You use the word "sacred" instead of the word "religion" or "spirituality." What do you mean by that?

If you trace the etymology of "sacred," you’ll see it’s related to the architecture of Roman temples. The sacer was the domain inside the temple, where you met the gods. So the sacred was the inside, and the profane was the outside of the temple, where you sold your walnuts or whatever. It’s this sense that we have, that we sometimes encounter–or the sacred erupts into our lives–this sense of the world being wholly other than our profane and everyday experience. You just suddenly notice how weird everything is, or how beautiful.

Can you talk more about what you mean by experience?

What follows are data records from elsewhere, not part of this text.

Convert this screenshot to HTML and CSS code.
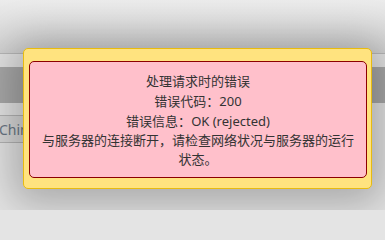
FILE: index.html
```html
<!DOCTYPE html>
<html lang="zh">
<head>
<meta charset="utf-8">
<title>错误</title>
<link rel="stylesheet" href="styles.css">
</head>
<body>
<div class="screen">
  <div class="page">
    <div class="header"></div>
    <div class="band"></div>
    <div class="search"><span class="placeholder">China</span></div>
  </div>
  <div class="dialog">
    <div class="message">
      <div>处理请求时的错误</div>
      <div>错误代码<span class="colon">：</span>200</div>
      <div>错误信息<span class="colon">：</span>OK (rejected)</div>
      <div>与服务器的连接断开，请检查网络状况与服务器的运行状态。</div>
    </div>
  </div>
</div>
</body>
</html>
```
FILE: styles.css
```css
html, body {
  margin: 0;
  padding: 0;
  width: 385px;
  height: 210px;
  overflow: hidden;
  background: #e4e4e4;
}
.screen {
  position: relative;
  width: 385px;
  height: 210px;
  overflow: hidden;
  background: #e4e4e4;
  font-family: "Noto Sans", "Noto Sans CJK SC", sans-serif;
}
.page {
  display: flex;
  flex-direction: column;
}
.header {
  height: 53px;
  border-bottom: 1px solid #b9b9b9;
  background: linear-gradient(#ececec, #d2d2d2);
}
.band {
  margin-top: 13px;
  height: 36px;
  background: #a9a9a9;
}
.search {
  margin-top: 12px;
  margin-left: -10px;
  width: 120px;
  height: 26px;
  border: 1px solid #b4b4b4;
  background: #d8d8d8;
  display: flex;
  align-items: center;
  padding-left: 8px;
}
.placeholder {
  font-size: 14px;
  color: #6b7785;
}
.dialog {
  position: absolute;
  left: 23px;
  top: 48px;
  width: 349px;
  height: 141px;
  box-sizing: border-box;
  background: #ffe37f;
  border: 1px solid #e8bb10;
  border-radius: 5px;
  padding: 12px 4px 10px 5px;
  box-shadow: 0 4px 40px 12px rgba(0, 0, 0, 0.26);
}
.message {
  box-sizing: border-box;
  height: 117px;
  background: #ffc0cb;
  border: 1px solid #8b0000;
  border-radius: 5px;
  padding: 10px 9px;
  text-align: center;
  font-size: 13px;
  line-height: 19px;
  color: #333333;
}
.colon {
  font-family: "Noto Sans CJK TC", sans-serif;
}
```
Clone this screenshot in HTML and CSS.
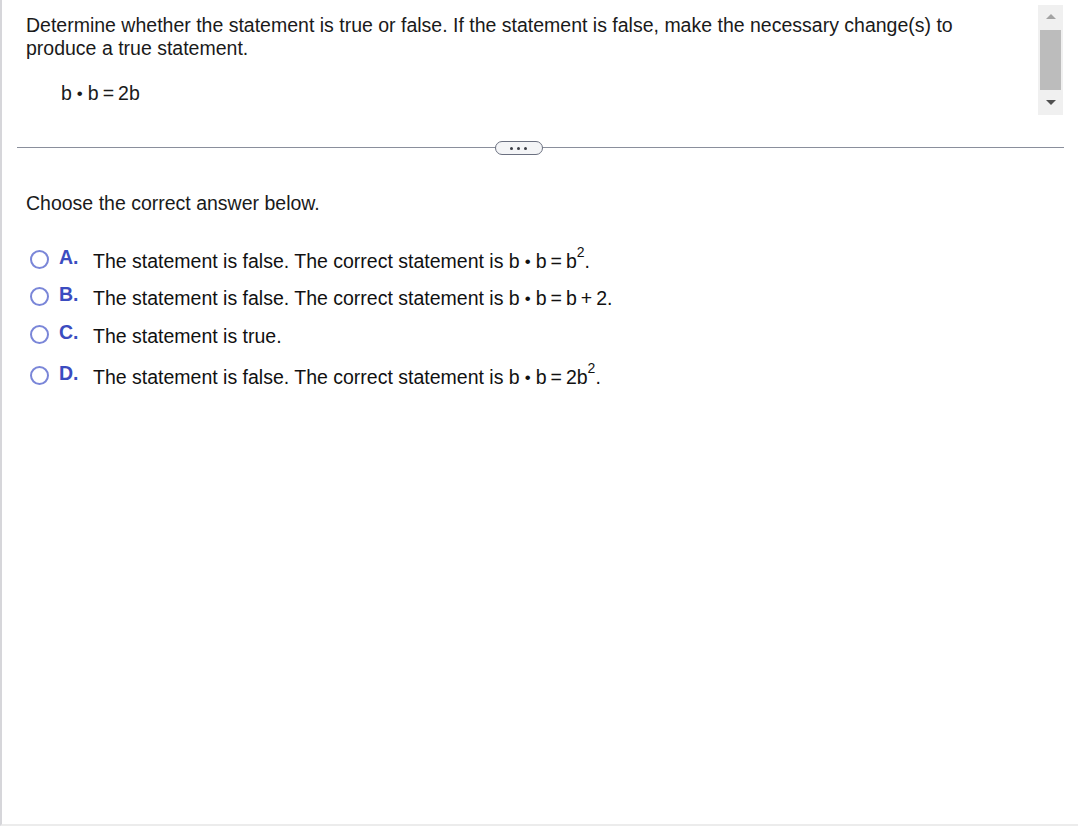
FILE: index.html
```html
<!DOCTYPE html>
<html>
<head>
<meta charset="utf-8">
<link rel="stylesheet" href="styles.css">
</head>
<body>
<div class="frame">
  <div class="question">
    <div class="qtext">
      <p class="prompt">Determine whether the statement is true or false. If the statement is false, make the necessary change(s) to produce a true statement.</p>
      <p class="expr">b<span class="dot">•</span>b<span class="eq">=</span>2b</p>
    </div>
    <div class="scrollbar">
      <div class="arrow up"></div>
      <div class="thumb"></div>
      <div class="arrow down"></div>
    </div>
  </div>
  <div class="divider">
    <span class="pill"><span></span><span></span><span></span></span>
  </div>
  <div class="answers">
    <p class="choose">Choose the correct answer below.</p>
    <ul class="options">
      <li class="opt opt-a"><span class="radio"></span><span class="letter">A.</span><span class="otext">The statement is false. The correct statement is b<span class="dot">•</span>b<span class="eq">=</span>b<sup>2</sup>.</span></li>
      <li class="opt"><span class="radio"></span><span class="letter">B.</span><span class="otext">The statement is false. The correct statement is b<span class="dot">•</span>b<span class="eq">=</span>b<span class="eq">+</span>2.</span></li>
      <li class="opt"><span class="radio"></span><span class="letter">C.</span><span class="otext">The statement is true.</span></li>
      <li class="opt opt-d"><span class="radio"></span><span class="letter">D.</span><span class="otext">The statement is false. The correct statement is b<span class="dot">•</span>b<span class="eq">=</span>2b<sup>2</sup>.</span></li>
    </ul>
  </div>
</div>
</body>
</html>
```
FILE: styles.css
```css
html, body {
  margin: 0;
  padding: 0;
  background: #ffffff;
}
body {
  font-family: "Liberation Sans", Arial, sans-serif;
  font-size: 19.5px;
  color: #1a1a1a;
}
.frame {
  width: 1076px;
  height: 824px;
  border-left: 2px solid #d6d6da;
  border-bottom: 2px solid #ececec;
  box-sizing: content-box;
}
.question {
  display: flex;
  justify-content: space-between;
  padding: 14px 15px 0 24px;
  height: 131px;
  box-sizing: border-box;
}
.qtext {
  width: 950px;
}
.prompt {
  margin: 0;
  line-height: 23px;
}
.expr {
  margin: 22px 0 0 35px;
  line-height: 23px;
}
.dot {
  font-size: 17px;
  margin: 0 5px;
  position: relative;
  top: -1px;
}
.eq {
  margin: 0 4px;
}
sup {
  font-size: 14px;
  line-height: 0;
  position: relative;
  top: -3px;
}
.scrollbar {
  width: 25px;
  height: 110px;
  margin-top: -9px;
  background: #f0f0f0;
  display: flex;
  flex-direction: column;
  align-items: center;
  box-sizing: border-box;
}
.arrow {
  width: 0;
  height: 0;
  border-left: 5px solid transparent;
  border-right: 5px solid transparent;
}
.arrow.up {
  border-bottom: 5px solid #a3a3a3;
  margin-top: 9px;
}
.thumb {
  width: 21px;
  height: 60px;
  background: #bcbcbc;
  margin-top: 11px;
}
.arrow.down {
  border-top: 5px solid #505050;
  margin-top: 10px;
}
.divider {
  height: 32px;
  display: flex;
  align-items: center;
  justify-content: center;
  margin: 0 14px 0 15px;
  position: relative;
  top: 1px;
}
.divider::before {
  content: "";
  position: absolute;
  left: 0;
  right: 0;
  top: 15px;
  height: 1px;
  background: #8a8f9c;
}
.pill {
  position: relative;
  width: 46px;
  height: 12px;
  border: 1px solid #6b7080;
  border-radius: 7px;
  background: #f4f5f7;
  display: flex;
  align-items: center;
  justify-content: center;
  gap: 4px;
  margin-right: 44px;
}
.pill span {
  width: 3px;
  height: 3px;
  border-radius: 50%;
  background: #3c3f47;
}
.answers {
  padding: 29px 0 0 24px;
}
.choose {
  margin: 0;
  line-height: 23px;
}
.options {
  list-style: none;
  margin: 26px 0 0 0;
  padding: 0;
}
.opt {
  display: flex;
  align-items: center;
  height: 38px;
}
.opt-d {
  height: 41px;
  padding-top: 3px;
  box-sizing: border-box;
}
.opt-a {
  padding-top: 2px;
  box-sizing: border-box;
}
.radio {
  width: 15px;
  height: 15px;
  border: 2px solid #7a86d8;
  border-radius: 50%;
  margin-left: 4px;
  margin-right: 10px;
  flex: none;
  position: relative;
  top: -2px;
}
.letter {
  color: #3b4cc0;
  font-weight: bold;
  width: 34px;
  flex: none;
  position: relative;
  top: -4px;
}
.otext {
  color: #111111;
}
```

As human beings we’ve always, since the dawn of self-consciousness, had this experience of the world where the sacred appears to us. And earlier civilizations were very close to that experience. Because they felt it as a power in the world, they would create mythic narratives that set themselves into a context in the universe. There would be the myth of the hunt and the rituals of the hunt, and part of those rituals was a kind of science. In hunter-gatherer societies, after the hunt people would take the animal apart and try to put it back together. The cultures that were building the Neolithic astronomical monuments would have very carefully constructed astronomical alignments. But it wasn’t just a calendar; it was part of an emotive response to the night sky. So those narratives they told did both.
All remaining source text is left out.